INSTRUCTIONS FOR THE TASK —
Locate and copy each line in the data that contains the word "React".

PROVIDED DATA —
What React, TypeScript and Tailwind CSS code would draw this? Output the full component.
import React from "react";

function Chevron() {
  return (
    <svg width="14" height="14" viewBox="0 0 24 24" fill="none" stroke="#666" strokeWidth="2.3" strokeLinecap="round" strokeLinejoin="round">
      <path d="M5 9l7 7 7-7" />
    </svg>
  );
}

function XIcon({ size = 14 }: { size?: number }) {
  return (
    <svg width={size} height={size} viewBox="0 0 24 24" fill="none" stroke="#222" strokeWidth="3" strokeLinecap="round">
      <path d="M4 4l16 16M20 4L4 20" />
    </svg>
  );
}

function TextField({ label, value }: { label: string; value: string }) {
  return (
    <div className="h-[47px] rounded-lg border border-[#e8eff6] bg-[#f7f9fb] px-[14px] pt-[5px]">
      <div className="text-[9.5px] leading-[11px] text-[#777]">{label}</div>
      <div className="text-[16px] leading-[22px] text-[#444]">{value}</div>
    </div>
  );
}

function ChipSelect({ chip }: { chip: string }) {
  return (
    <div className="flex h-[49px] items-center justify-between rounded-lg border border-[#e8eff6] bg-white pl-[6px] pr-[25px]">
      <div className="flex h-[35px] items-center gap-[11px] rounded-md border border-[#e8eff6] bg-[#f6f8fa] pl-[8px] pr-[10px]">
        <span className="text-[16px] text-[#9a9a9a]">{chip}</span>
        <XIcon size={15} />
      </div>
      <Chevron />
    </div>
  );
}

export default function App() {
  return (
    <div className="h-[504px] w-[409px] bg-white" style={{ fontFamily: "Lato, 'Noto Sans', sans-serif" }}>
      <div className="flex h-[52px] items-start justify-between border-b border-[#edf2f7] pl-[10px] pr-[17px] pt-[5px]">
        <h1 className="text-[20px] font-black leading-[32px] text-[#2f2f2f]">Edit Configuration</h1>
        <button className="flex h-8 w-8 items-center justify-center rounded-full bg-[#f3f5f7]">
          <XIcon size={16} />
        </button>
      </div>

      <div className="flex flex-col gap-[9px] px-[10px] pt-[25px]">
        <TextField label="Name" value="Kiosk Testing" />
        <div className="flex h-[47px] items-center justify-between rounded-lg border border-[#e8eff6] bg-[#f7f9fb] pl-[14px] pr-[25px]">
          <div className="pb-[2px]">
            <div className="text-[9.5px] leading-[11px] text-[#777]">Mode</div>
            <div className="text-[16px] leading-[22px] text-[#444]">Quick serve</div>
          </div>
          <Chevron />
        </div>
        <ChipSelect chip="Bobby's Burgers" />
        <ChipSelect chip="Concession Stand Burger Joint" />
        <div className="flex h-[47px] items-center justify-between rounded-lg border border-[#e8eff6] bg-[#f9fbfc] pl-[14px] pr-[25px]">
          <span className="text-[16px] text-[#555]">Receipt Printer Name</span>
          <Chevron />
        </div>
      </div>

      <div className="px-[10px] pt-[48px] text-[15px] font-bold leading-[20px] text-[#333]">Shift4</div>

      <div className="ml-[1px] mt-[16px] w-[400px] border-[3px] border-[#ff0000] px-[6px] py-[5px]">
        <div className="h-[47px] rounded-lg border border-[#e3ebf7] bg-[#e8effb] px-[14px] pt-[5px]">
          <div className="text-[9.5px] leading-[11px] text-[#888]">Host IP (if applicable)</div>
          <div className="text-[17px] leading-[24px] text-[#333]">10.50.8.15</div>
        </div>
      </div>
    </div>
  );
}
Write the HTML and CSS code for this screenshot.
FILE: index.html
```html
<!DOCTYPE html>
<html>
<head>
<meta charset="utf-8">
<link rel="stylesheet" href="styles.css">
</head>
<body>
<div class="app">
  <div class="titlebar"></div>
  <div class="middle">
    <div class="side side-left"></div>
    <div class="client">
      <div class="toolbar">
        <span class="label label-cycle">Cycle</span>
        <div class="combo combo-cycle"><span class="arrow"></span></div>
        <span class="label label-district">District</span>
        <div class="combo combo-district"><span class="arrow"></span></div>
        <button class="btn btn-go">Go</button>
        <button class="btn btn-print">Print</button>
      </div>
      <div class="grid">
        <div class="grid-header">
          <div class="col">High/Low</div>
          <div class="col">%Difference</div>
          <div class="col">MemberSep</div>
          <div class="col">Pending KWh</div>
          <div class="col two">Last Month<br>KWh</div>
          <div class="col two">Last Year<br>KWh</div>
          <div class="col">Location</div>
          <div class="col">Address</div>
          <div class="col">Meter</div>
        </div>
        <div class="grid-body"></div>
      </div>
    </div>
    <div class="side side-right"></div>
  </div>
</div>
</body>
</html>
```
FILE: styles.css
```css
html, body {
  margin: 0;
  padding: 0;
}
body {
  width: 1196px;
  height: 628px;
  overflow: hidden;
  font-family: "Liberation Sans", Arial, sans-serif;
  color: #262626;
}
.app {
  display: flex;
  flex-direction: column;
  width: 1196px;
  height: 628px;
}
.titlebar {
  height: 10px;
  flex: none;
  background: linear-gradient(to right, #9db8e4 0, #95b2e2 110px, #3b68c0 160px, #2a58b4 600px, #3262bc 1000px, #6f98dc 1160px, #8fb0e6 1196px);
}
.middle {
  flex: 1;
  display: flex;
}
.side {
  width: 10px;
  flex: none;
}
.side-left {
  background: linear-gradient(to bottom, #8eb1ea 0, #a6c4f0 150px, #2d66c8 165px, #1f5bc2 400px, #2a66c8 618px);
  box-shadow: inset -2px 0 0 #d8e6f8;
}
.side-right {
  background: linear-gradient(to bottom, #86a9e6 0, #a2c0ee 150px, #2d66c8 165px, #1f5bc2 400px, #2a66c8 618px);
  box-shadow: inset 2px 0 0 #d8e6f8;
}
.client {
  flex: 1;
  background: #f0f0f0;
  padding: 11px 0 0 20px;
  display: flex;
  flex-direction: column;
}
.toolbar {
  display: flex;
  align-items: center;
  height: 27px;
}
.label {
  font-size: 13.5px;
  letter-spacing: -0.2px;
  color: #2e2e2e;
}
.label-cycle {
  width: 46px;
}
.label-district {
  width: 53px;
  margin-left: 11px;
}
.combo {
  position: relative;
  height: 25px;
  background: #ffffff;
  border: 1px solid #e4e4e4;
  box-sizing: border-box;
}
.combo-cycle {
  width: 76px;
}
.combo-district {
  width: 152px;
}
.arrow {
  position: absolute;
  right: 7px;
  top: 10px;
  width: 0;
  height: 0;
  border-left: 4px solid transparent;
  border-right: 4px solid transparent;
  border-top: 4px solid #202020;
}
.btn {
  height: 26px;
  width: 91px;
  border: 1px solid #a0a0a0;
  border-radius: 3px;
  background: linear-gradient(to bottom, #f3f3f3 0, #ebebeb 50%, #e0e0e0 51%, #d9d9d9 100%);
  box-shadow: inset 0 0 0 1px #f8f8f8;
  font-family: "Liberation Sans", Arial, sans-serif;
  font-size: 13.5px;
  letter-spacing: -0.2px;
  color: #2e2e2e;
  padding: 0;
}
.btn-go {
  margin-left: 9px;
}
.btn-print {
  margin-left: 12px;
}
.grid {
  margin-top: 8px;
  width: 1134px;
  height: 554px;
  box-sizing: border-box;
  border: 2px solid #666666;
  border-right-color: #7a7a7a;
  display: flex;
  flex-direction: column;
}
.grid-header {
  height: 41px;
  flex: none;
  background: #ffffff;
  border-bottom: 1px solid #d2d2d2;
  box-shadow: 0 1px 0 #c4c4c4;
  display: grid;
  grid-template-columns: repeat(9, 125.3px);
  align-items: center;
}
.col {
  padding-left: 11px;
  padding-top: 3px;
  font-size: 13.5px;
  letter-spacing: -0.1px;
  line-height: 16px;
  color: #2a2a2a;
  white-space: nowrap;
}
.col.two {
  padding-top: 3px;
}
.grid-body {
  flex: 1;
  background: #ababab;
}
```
---
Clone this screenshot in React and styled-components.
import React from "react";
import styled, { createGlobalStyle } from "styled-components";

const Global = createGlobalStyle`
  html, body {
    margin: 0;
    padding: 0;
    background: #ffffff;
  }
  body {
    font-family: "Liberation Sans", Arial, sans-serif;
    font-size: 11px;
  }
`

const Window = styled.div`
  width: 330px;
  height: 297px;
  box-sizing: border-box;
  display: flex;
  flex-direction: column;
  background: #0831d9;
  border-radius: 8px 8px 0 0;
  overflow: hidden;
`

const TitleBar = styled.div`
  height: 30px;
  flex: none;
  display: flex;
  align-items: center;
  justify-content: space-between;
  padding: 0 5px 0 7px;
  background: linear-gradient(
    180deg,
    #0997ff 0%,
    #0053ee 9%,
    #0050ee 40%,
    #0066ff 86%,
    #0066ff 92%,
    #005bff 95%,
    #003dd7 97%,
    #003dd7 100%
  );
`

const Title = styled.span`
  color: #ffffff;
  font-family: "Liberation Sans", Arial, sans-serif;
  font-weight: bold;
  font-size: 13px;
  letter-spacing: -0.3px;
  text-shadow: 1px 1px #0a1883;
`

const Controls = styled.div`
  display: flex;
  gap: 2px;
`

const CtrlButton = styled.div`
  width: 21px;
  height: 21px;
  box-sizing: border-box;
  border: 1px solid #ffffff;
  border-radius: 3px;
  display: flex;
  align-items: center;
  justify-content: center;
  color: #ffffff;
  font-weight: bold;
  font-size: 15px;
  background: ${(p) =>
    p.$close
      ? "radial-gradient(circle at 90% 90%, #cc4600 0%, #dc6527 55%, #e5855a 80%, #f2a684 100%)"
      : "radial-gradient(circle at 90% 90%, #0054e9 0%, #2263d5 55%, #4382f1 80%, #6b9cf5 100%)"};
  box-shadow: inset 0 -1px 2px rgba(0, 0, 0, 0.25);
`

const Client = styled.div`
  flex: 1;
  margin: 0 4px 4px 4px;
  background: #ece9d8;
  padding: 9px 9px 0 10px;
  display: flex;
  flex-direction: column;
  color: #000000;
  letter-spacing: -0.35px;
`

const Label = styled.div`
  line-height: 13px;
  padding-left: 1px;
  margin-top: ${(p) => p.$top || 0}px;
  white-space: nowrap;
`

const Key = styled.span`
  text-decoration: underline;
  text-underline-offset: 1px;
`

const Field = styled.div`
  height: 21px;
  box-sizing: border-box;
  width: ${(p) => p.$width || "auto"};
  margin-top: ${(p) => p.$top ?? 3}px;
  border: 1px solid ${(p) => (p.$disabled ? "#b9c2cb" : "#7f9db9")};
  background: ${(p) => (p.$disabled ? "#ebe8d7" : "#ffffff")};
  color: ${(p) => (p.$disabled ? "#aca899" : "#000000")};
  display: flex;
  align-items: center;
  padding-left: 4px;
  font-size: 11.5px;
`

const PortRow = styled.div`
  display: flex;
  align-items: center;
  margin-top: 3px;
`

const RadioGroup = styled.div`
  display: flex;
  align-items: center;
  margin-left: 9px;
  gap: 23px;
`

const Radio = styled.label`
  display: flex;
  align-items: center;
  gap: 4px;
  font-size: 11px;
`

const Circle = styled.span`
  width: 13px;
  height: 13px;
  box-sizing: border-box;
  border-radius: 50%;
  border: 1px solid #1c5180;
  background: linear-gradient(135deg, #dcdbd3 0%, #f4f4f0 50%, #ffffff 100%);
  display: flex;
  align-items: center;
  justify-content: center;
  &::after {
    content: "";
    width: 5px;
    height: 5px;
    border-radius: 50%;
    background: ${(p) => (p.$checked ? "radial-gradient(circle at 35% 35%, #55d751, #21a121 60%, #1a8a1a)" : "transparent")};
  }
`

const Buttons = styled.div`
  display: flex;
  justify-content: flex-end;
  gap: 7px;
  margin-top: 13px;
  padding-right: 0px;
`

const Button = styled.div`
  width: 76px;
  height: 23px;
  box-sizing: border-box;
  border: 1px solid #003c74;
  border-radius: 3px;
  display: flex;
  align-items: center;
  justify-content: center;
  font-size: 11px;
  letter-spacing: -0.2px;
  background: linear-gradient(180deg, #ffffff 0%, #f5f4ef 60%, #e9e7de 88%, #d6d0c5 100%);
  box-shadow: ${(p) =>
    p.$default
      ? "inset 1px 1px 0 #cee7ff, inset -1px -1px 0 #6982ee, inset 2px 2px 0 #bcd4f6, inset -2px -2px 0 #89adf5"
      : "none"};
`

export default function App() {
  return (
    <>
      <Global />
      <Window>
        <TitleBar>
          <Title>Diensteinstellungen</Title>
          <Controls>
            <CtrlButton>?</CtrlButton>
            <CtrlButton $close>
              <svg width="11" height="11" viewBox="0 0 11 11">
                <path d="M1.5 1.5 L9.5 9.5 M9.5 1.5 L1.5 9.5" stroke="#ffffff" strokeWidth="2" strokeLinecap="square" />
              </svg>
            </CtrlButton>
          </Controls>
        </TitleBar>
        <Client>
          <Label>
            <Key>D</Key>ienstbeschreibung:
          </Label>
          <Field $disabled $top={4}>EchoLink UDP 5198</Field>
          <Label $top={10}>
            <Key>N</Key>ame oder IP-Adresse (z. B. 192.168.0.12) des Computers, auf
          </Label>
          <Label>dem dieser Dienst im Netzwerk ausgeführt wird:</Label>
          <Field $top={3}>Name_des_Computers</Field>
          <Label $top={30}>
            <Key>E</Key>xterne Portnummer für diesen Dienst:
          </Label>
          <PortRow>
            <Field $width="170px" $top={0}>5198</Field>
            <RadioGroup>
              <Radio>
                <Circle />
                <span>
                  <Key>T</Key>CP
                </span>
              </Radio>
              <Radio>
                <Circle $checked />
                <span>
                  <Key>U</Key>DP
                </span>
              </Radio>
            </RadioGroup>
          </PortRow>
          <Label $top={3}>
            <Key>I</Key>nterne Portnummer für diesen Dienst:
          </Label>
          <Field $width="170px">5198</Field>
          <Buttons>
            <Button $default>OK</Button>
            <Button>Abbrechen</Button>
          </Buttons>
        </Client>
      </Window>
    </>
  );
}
==
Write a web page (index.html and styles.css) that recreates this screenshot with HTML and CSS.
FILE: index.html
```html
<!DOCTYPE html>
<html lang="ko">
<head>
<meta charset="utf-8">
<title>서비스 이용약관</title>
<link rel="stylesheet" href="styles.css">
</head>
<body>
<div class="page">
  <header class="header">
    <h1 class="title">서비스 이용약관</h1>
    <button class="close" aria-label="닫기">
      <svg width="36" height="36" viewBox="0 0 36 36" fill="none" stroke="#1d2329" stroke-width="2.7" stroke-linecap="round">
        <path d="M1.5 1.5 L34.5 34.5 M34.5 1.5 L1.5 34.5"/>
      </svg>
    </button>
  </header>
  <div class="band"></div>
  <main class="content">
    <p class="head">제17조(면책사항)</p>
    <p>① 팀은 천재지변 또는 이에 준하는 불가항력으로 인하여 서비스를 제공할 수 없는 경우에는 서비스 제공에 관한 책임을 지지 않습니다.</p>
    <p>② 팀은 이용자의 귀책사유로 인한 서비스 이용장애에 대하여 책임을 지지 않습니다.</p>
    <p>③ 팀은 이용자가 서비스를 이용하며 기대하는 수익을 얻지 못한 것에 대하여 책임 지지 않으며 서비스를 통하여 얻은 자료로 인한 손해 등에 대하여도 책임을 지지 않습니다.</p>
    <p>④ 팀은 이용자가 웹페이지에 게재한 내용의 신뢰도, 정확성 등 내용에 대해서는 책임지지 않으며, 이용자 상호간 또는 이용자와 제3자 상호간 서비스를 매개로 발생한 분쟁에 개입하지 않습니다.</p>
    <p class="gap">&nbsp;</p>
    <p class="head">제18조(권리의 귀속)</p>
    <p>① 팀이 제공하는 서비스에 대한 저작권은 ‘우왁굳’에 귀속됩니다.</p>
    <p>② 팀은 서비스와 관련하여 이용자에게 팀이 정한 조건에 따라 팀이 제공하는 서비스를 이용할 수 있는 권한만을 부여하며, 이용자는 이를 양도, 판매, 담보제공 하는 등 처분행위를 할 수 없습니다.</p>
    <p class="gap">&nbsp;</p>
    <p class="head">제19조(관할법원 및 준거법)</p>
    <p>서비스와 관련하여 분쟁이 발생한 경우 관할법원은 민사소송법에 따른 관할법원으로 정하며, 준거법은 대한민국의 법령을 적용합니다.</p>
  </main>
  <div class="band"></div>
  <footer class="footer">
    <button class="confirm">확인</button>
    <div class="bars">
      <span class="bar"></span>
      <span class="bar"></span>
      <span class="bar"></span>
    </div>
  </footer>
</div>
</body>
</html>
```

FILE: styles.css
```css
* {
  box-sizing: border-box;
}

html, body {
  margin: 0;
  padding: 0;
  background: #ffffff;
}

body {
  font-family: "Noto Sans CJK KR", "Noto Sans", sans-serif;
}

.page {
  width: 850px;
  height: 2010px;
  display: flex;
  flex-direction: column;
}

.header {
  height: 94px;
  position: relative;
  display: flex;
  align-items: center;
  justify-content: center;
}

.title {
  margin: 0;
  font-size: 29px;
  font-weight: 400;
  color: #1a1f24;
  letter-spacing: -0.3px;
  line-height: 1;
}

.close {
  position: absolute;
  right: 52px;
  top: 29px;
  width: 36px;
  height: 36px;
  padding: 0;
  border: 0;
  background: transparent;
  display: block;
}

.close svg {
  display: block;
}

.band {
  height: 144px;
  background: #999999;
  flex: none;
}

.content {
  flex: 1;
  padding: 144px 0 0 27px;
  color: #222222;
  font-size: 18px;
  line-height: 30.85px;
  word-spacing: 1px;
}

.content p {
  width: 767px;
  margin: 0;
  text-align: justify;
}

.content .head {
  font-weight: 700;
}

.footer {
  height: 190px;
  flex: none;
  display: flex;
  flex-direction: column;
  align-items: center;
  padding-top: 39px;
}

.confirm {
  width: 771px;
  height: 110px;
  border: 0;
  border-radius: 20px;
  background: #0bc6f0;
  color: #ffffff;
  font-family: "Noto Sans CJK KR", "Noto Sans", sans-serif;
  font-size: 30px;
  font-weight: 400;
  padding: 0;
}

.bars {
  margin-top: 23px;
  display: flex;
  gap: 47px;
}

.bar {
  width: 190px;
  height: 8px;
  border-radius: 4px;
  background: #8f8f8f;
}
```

WRITTEN SOLUTION —
What React, TypeScript and Tailwind CSS code would draw this? Output the full component.
import React from "react";
Clone this screenshot in React and styled-components.
import React from "react";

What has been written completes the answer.